**** EXERCISE INPUT
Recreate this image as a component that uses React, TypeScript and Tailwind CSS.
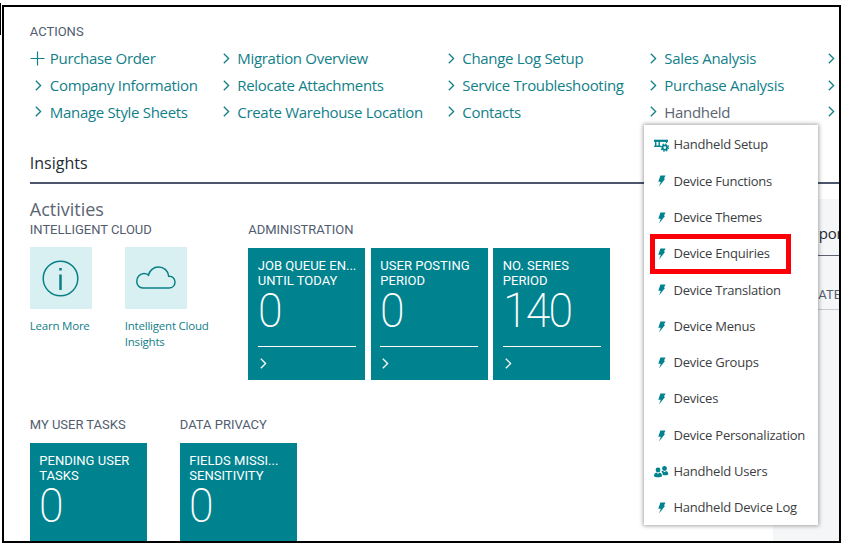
import React from "react";

const linkColumns = [
  { width: "w-[192.5px]", items: ["Purchase Order", "Company Information", "Manage Style Sheets"] },
  { width: "w-[225px]", items: ["Migration Overview", "Relocate Attachments", "Create Warehouse Location"] },
  { width: "w-[202px]", items: ["Change Log Setup", "Service Troubleshooting", "Contacts"] },
  { width: "w-[178px]", items: ["Sales Analysis", "Purchase Analysis", "Handheld"] },
  { width: "w-[30px]", items: ["", "", ""] },
];

const menuItems = [
  { icon: "setup", label: "Handheld Setup" },
  { icon: "bolt", label: "Device Functions" },
  { icon: "bolt", label: "Device Themes" },
  { icon: "bolt", label: "Device Enquiries" },
  { icon: "bolt", label: "Device Translation" },
  { icon: "bolt", label: "Device Menus" },
  { icon: "bolt", label: "Device Groups" },
  { icon: "bolt", label: "Devices" },
  { icon: "bolt", label: "Device Personalization" },
  { icon: "users", label: "Handheld Users" },
  { icon: "bolt", label: "Handheld Device Log" },
];

function Chevron({ className = "" }: { className?: string }) {
  return (
    <svg className={className} width="7" height="11" viewBox="0 0 7 11" fill="none" stroke="currentColor" strokeWidth="1.3">
      <path d="M0.8 0.8 5.6 5.5 0.8 10.2" />
    </svg>
  );
}

function Plus() {
  return (
    <svg width="15" height="15" viewBox="0 0 15 15" fill="none" stroke="currentColor" strokeWidth="1.2">
      <path d="M7.5 0.5v14M0.5 7.5h14" />
    </svg>
  );
}

function MenuIcon({ kind }: { kind: string }) {
  if (kind === "setup") {
    return (
      <svg width="15" height="13" viewBox="0 0 15 13" fill="none" stroke="currentColor">
        <path d="M0 1.8h14" strokeWidth="2.2" />
        <path d="M1.7 2v5M5.2 2v4.5M12.5 2v2M0.2 7.2h6.600" strokeWidth="1.4" />
        <circle cx="10.8" cy="8.6" r="2.3" strokeWidth="1.8" />
        <circle cx="10.8" cy="8.6" r="3.6" strokeWidth="1.3" strokeDasharray="1.4 1.43" />
      </svg>
    );
  }
  if (kind === "users") {
    return (
      <svg width="15" height="12" viewBox="0 0 15 12" fill="currentColor">
        <circle cx="10.5" cy="2.5" r="2.4" />
        <path d="M7.3 5.3 9 4.8l1.5 1.5L12 4.9c1.7.4 2.3 1.5 2.3 3.6-1.5.9-4 1.1-5.6.5 0-1.5-.3-2.6-1.4-3.7z" />
        <circle cx="4" cy="4" r="2.4" />
        <path d="M2.5 6.5 4 8l1.5-1.5c1.8.3 2.5 1.5 2.5 4C6 11.6 2 11.6 0 10.5c0-2.5.7-3.7 2.5-4z" />
      </svg>
    );
  }
  return (
    <svg className="ml-[3.5px]" width="8" height="12" viewBox="0 0 8 12" fill="currentColor">
      <path d="M2.4 0.5H7.5L5.9 3.800H7.200L1 11.500 2.800 6.700H0.300z" />
    </svg>
  );
}

function Heading({ children }: { children: React.ReactNode }) {
  return <div className="h-4 whitespace-nowrap font-['Roboto',sans-serif] text-[13px] leading-4 tracking-[-0.02px] text-[#525d6f]">{children}</div>;
}

function Cue({ lines, value }: { lines: string[]; value: string }) {
  return (
    <div className="h-[132px] w-[117px] shrink-0 bg-[#00838f] px-[9.5px] pt-[10px] font-['Roboto',sans-serif] text-white">
      <div className="whitespace-nowrap text-[13px] leading-[15px] tracking-[0.02px]">
        {lines.map((line) => (
          <div key={line}>{line}</div>
        ))}
      </div>
      <div className="mt-[4px] h-[38px] origin-left scale-x-[0.93] text-[48px] font-extralight leading-[38px] tracking-[-2px]">{value}</div>
      <div className="mt-[16px] h-px bg-white" />
      <Chevron className="ml-[2px] mt-[11px]" />
    </div>
  );
}

export default function App() {
  return (
    <div className="relative h-[549px] w-[853px] overflow-hidden bg-white font-['Open_Sans',sans-serif]">
      <div className="absolute left-0 top-[3px] h-8 w-px bg-black" />
      <div className="ml-[2px] h-[543px] w-[839px] pt-[5px]">
        <div className="h-[538px] overflow-hidden border-2 border-black">
          <div className="pl-[25.8px] pt-[17px]">
            <Heading>ACTIONS</Heading>
            <div className="mt-[5px] flex text-[15px] tracking-[-0.31px] text-[#128089]">
              {linkColumns.map((column, c) => (
                <div key={c} className={"shrink-0 " + column.width}>
                  {column.items.map((item, i) => (
                    <div key={i} className="flex h-[26.8px] items-center whitespace-nowrap">
                      <span className={"flex shrink-0 " + (c === 0 ? "w-[20px]" : "w-[15px]")}>
                        {item === "Purchase Order" ? <Plus /> : <Chevron className={c === 0 ? "ml-[5px]" : "ml-[0.5px]"} />}
                      </span>
                      <span className={item === "Handheld" ? "text-[#5b6573]" : ""}>{item}</span>
                    </div>
                  ))}
                </div>
              ))}
            </div>
            <div className="mt-[26.2px] h-[32px] border-b-2 border-[#4b566c] text-[16px] leading-[23px] text-[#252b33]">Insights</div>
            <div className="flex">
              <div className="w-[743px] shrink-0 pt-[14px]">
                <div className="h-[24px] text-[18px] leading-[22px] text-[#5b6573]">Activities</div>
                <div className="flex">
                  <div className="w-[218.5px]">
                    <Heading>INTELLIGENT CLOUD</Heading>
                    <div className="mt-[9.5px] flex gap-[33px] text-[11.5px] leading-[15.5px] tracking-[-0.22px] text-[#128089]">
                      <div className="w-[62px]">
                        <div className="flex h-[62px] items-center justify-center bg-[#d9f0f2]">
                          <svg width="38" height="38" viewBox="0 0 38 38" fill="none" stroke="#087f85" strokeWidth="1.5">
                            <circle cx="18.5" cy="19.5" r="17.3" />
                            <path d="M18.5 15.5v15.5" strokeWidth="2.5" />
                            <path d="M18.5 9v2.5" strokeWidth="2.5" />
                          </svg>
                        </div>
                        <div className="mt-[9px] whitespace-nowrap">Learn More</div>
                      </div>
                      <div className="w-[62px]">
                        <div className="flex h-[62px] items-center justify-center bg-[#d9f0f2]">
                          <svg width="40" height="24" viewBox="0 0 40 24" fill="none" stroke="#087f85" strokeWidth="1.5">
                            <path d="M7 22C3 22 .8 19 .8 15.5.8 11 4 7.5 8 7.5c2 0 3.3.6 4.5 1.6C13.5 4.5 17.5 1 22.5 1c5.5 0 9.8 4 10.2 9.2C36.5 10 39 12.5 39 16c0 3.5-2.5 6-6 6z" />
                          </svg>
                        </div>
                        <div className="mt-[9px] whitespace-nowrap">
                          Intelligent Cloud
                          <br />
                          Insights
                        </div>
                      </div>
                    </div>
                  </div>
                  <div>
                    <Heading>ADMINISTRATION</Heading>
                    <div className="mt-[10px] flex gap-[5.5px]">
                      <Cue lines={["JOB QUEUE EN...", "UNTIL TODAY"]} value="0" />
                      <Cue lines={["USER POSTING", "PERIOD"]} value="0" />
                      <Cue lines={["NO. SERIES", "PERIOD"]} value="140" />
                    </div>
                  </div>
                </div>
                <div className="mt-[37.6px] flex gap-[33px]">
                  <div>
                    <Heading>MY USER TASKS</Heading>
                    <div className="mt-[10px]">
                      <Cue lines={["PENDING USER", "TASKS"]} value="0" />
                    </div>
                  </div>
                  <div>
                    <Heading>DATA PRIVACY</Heading>
                    <div className="mt-[10px]">
                      <Cue lines={["FIELDS MISSI...", "SENSITIVITY"]} value="0" />
                    </div>
                  </div>
                </div>
              </div>
              <div className="mt-[15px] h-[360px] w-[70px] shrink-0 bg-[#f4f6f8]">
                <div className="h-[57px] border-b border-[#5b6170] pl-[46px] pt-[22px] text-[15px] leading-[24px] tracking-[-0.3px] text-[#252b33]">por</div>
                <div className="h-[54px] border-b border-[#c9ccd2] pl-[37px] pt-[31px] font-['Roboto',sans-serif] text-[13px] leading-4 text-[#525d6f]">CATE</div>
              </div>
            </div>
          </div>
        </div>
      </div>

      <div className="absolute left-[644px] top-[125px] h-[400px] w-[174px] bg-white pt-[2px] shadow-[0_0_4px_1px_rgba(0,0,0,0.35)]">
        {menuItems.map(({ icon, label }) => (
          <div key={label} className="flex h-[36.3px] items-center whitespace-nowrap pl-[10px] text-[13px] tracking-[-0.23px] text-[#3b3d42]">
            <span className="flex w-[19.5px] shrink-0 text-[#00838f]">
              <MenuIcon kind={icon} />
            </span>
            {label}
          </div>
        ))}
      </div>
      <div className="absolute left-[650px] top-[234px] h-[40px] w-[141px] border-[5px] border-[#fb0007]" />
    </div>
  );
}
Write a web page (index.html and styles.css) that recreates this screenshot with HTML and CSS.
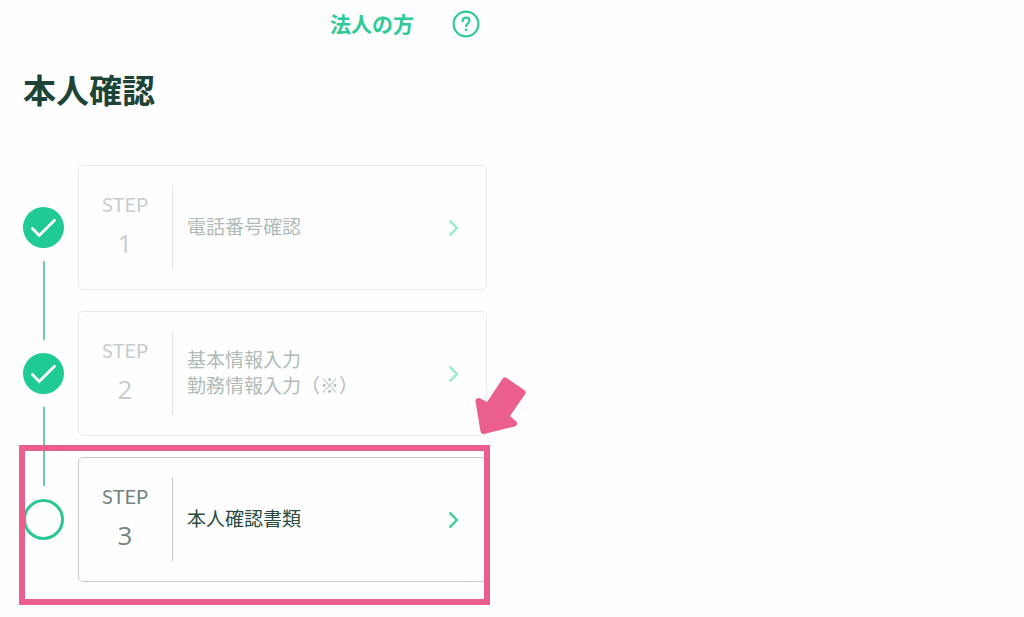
FILE: index.html
```html
<!DOCTYPE html>
<html lang="ja">
<head>
<meta charset="utf-8">
<meta name="viewport" content="width=device-width, initial-scale=1">
<title>本人確認</title>
<link rel="stylesheet" href="styles.css">
</head>
<body>
<div class="page">
  <header class="topbar">
    <a class="corporate" href="#">法人の方</a>
    <button class="help" type="button" aria-label="ヘルプ">
      <svg width="28" height="28" viewBox="0 0 28 28" fill="none" stroke="currentColor" stroke-width="2.2" stroke-linecap="round">
        <circle cx="14" cy="14" r="12.4"/>
        <path d="M10.6 11.2c0-2.2 1.5-3.5 3.5-3.5s3.4 1.3 3.4 3.1c0 2.6-3.3 2.7-3.3 5.4"/>
        <circle cx="14.1" cy="19.8" r="1.4" fill="currentColor" stroke="none"/>
      </svg>
    </button>
  </header>
  <main>
    <h1 class="title">本人確認</h1>
    <div class="progress">
      <div class="rail" aria-hidden="true">
        <span class="marker done"><svg width="41" height="41" viewBox="0 0 41 41"><path d="M9.500 21.500l6.700 7L31.500 13.200" fill="none" stroke="#fff" stroke-width="2.8" stroke-linecap="round"/></svg></span>
        <span class="line"></span>
        <span class="marker done"><svg width="41" height="41" viewBox="0 0 41 41"><path d="M9.500 21.500l6.700 7L31.500 13.200" fill="none" stroke="#fff" stroke-width="2.8" stroke-linecap="round"/></svg></span>
        <span class="line"></span>
        <span class="marker"></span>
      </div>
      <ol class="steps">
        <li>
          <a class="card finished" href="#">
            <span class="step"><span class="step-word">STEP</span><span class="step-number">1</span></span>
            <span class="label">電話番号確認</span>
            <svg class="chevron" width="12" height="18" viewBox="0 0 12 18"><path d="M1.500 1.500L9 9l-7.500 7.500"/></svg>
          </a>
        </li>
        <li>
          <a class="card finished" href="#">
            <span class="step"><span class="step-word">STEP</span><span class="step-number">2</span></span>
            <span class="label">基本情報入力<br>勤務情報入力（※）</span>
            <svg class="chevron" width="12" height="18" viewBox="0 0 12 18"><path d="M1.500 1.500L9 9l-7.500 7.500"/></svg>
          </a>
        </li>
        <li>
          <a class="card" href="#">
            <span class="step"><span class="step-word">STEP</span><span class="step-number">3</span></span>
            <span class="label">本人確認書類</span>
            <svg class="chevron" width="12" height="18" viewBox="0 0 12 18"><path d="M1.500 1.500L9 9l-7.500 7.500"/></svg>
          </a>
        </li>
      </ol>
      <div class="highlight" aria-hidden="true"></div>
      <svg class="arrow" width="56" height="62" viewBox="0 0 56 62" aria-hidden="true"><path d="M33 5.500L50.500 17.500L34 41.500L42 48.500L11.500 56L6.500 26L16 31Z" fill="#eb5f8e" stroke="#eb5f8e" stroke-width="6" stroke-linejoin="round"/></svg>
    </div>
  </main>
</div>
</body>
</html>
```
FILE: styles.css
```css
* {
  box-sizing: border-box;
}

body {
  margin: 0;
  background: #fefefe;
  color: #1d4437;
  font-family: "Noto Sans CJK JP", sans-serif;
}

.page {
  max-width: 512px;
  padding: 0 25px 35px 23px;
}

.topbar {
  display: flex;
  align-items: center;
  justify-content: flex-end;
  gap: 38px;
  height: 48px;
  padding-right: 7px;
}

.corporate {
  padding-bottom: 2px;
  color: #2fca98;
  font-size: 21px;
  font-weight: 700;
  text-decoration: none;
}

.help {
  display: flex;
  padding: 0;
  border: 0;
  background: none;
  color: #2fca98;
}

.title {
  margin: 17px 0 52px;
  font-size: 33px;
  font-weight: 700;
  line-height: 48px;
}

.progress {
  position: relative;
  display: grid;
  grid-template-columns: 41px 1fr;
  gap: 14px;
}

.rail {
  display: flex;
  flex-direction: column;
  align-items: center;
  justify-content: center;
  gap: 13px;
}

.marker {
  width: 41px;
  height: 41px;
  border: 3px solid #2bc796;
  border-radius: 50%;
}

.done {
  border: 0;
  background: #20ca94;
}

.done svg {
  display: block;
}

.line {
  width: 2px;
  height: 79px;
  background: #6cc9aa;
}

.steps {
  display: grid;
  gap: 21px;
  margin: 0;
  padding: 0;
  list-style: none;
}

.card {
  display: grid;
  grid-template-columns: 94px 1fr 12px;
  align-items: center;
  min-height: 125px;
  padding-right: 26px;
  border: 1px solid #c8cbca;
  border-radius: 5px;
  color: #284c40;
  text-decoration: none;
}

.step {
  display: flex;
  flex-direction: column;
  align-items: center;
  gap: 6px;
  padding: 3px 1px 8px 0;
  border-right: 1px solid #c5c9c7;
  color: #74847e;
}

.step-word {
  font-family: Lato, sans-serif;
  font-size: 20px;
  line-height: 30px;
}

.step-number {
  font-family: "Open Sans", sans-serif;
  font-size: 26px;
  font-weight: 500;
  line-height: 36px;
}

.label {
  padding: 0 0 4px 14px;
  font-size: 19px;
  font-weight: 400;
  line-height: 26px;
}

.chevron {
  fill: none;
  stroke: #4ccfa5;
  stroke-width: 2.5;
}

.finished {
  border-color: #e9ebea;
  color: #b0bcb7;
}

.finished .step {
  border-color: #e3e5e4;
  color: #c9cecc;
}

.finished .chevron {
  stroke: #a3e8d1;
}

.highlight {
  position: absolute;
  right: -3px;
  bottom: -23px;
  left: -4px;
  height: 160px;
  border: 6px solid #eb5f8e;
  pointer-events: none;
}

.arrow {
  position: absolute;
  right: -41px;
  bottom: 145px;
}
```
********
### WORK REQUIRED:
Take every line above carrying "that" and return it.

### PROBLEM SOLUTION:
Recreate this image as a component that uses React, TypeScript and Tailwind CSS.
Write a web page (index.html and styles.css) that recreates this screenshot with HTML and CSS.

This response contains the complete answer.